## Work required
Reproduce all of the data below without alteration; exclude every picture.

## Material

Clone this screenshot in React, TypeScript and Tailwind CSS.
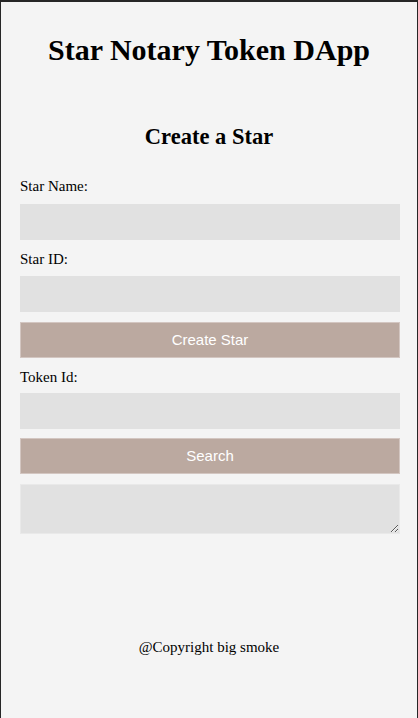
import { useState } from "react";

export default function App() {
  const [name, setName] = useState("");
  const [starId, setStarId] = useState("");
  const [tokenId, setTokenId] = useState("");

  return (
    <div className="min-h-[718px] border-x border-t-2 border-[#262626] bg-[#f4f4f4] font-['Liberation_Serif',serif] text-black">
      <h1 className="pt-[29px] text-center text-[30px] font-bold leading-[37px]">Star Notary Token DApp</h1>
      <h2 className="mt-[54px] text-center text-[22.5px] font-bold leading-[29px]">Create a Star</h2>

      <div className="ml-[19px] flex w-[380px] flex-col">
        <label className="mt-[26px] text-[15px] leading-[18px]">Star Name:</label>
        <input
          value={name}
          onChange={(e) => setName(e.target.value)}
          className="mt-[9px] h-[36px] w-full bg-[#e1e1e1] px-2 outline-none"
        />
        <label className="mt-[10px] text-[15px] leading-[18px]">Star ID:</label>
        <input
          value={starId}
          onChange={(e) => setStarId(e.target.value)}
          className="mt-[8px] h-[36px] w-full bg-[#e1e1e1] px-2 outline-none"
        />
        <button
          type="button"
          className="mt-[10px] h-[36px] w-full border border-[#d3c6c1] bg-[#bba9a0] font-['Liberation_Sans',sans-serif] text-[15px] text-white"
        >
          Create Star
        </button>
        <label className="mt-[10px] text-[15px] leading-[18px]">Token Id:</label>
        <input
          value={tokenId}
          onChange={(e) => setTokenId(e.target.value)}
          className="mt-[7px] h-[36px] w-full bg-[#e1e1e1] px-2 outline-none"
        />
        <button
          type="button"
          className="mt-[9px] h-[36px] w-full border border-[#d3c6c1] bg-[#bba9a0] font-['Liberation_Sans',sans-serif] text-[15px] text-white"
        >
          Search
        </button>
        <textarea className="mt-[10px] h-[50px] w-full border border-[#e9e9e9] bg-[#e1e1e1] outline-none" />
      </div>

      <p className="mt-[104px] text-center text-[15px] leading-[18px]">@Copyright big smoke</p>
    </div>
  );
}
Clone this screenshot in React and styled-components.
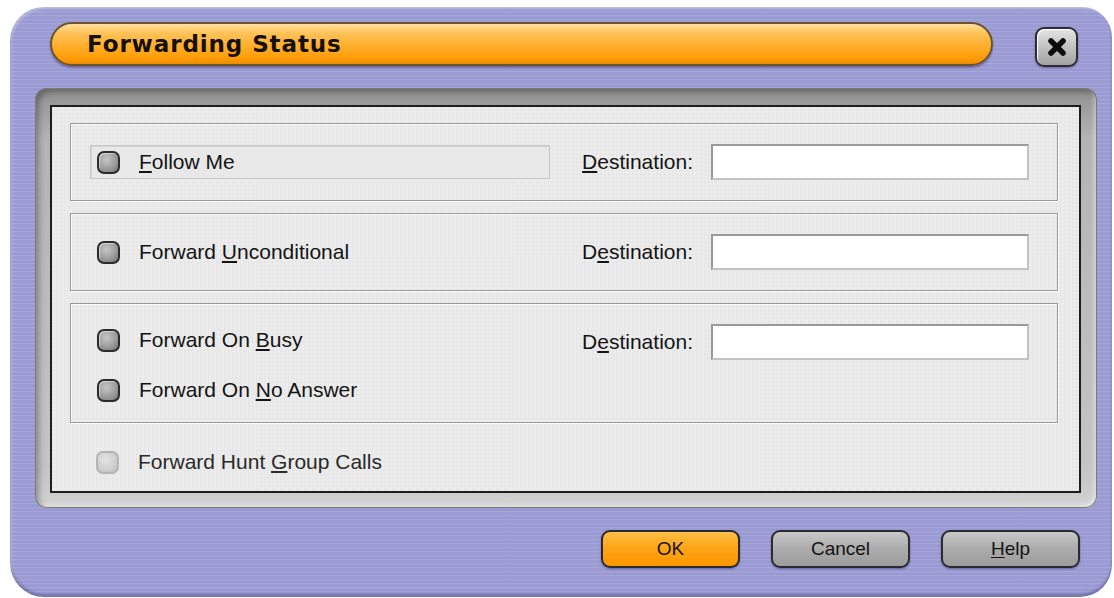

## Task answer
Clone this screenshot in React, TypeScript and Tailwind CSS.
import { useState } from "react";

export default function App() {
  const [name, setName] = useState("");
  const [starId, setStarId] = useState("");
  const [tokenId, setTokenId] = useState("");

  return (
    <div className="min-h-[718px] border-x border-t-2 border-[#262626] bg-[#f4f4f4] font-['Liberation_Serif',serif] text-black">
      <h1 className="pt-[29px] text-center text-[30px] font-bold leading-[37px]">Star Notary Token DApp</h1>
      <h2 className="mt-[54px] text-center text-[22.5px] font-bold leading-[29px]">Create a Star</h2>

      <div className="ml-[19px] flex w-[380px] flex-col">
        <label className="mt-[26px] text-[15px] leading-[18px]">Star Name:</label>
        <input
          value={name}
          onChange={(e) => setName(e.target.value)}
          className="mt-[9px] h-[36px] w-full bg-[#e1e1e1] px-2 outline-none"
        />
        <label className="mt-[10px] text-[15px] leading-[18px]">Star ID:</label>
        <input
          value={starId}
          onChange={(e) => setStarId(e.target.value)}
          className="mt-[8px] h-[36px] w-full bg-[#e1e1e1] px-2 outline-none"
        />
        <button
          type="button"
          className="mt-[10px] h-[36px] w-full border border-[#d3c6c1] bg-[#bba9a0] font-['Liberation_Sans',sans-serif] text-[15px] text-white"
        >
          Create Star
        </button>
        <label className="mt-[10px] text-[15px] leading-[18px]">Token Id:</label>
        <input
          value={tokenId}
          onChange={(e) => setTokenId(e.target.value)}
          className="mt-[7px] h-[36px] w-full bg-[#e1e1e1] px-2 outline-none"
        />
        <button
          type="button"
          className="mt-[9px] h-[36px] w-full border border-[#d3c6c1] bg-[#bba9a0] font-['Liberation_Sans',sans-serif] text-[15px] text-white"
        >
          Search
        </button>
        <textarea className="mt-[10px] h-[50px] w-full border border-[#e9e9e9] bg-[#e1e1e1] outline-none" />
      </div>

      <p className="mt-[104px] text-center text-[15px] leading-[18px]">@Copyright big smoke</p>
    </div>
  );
}
Clone this screenshot in React and styled-components.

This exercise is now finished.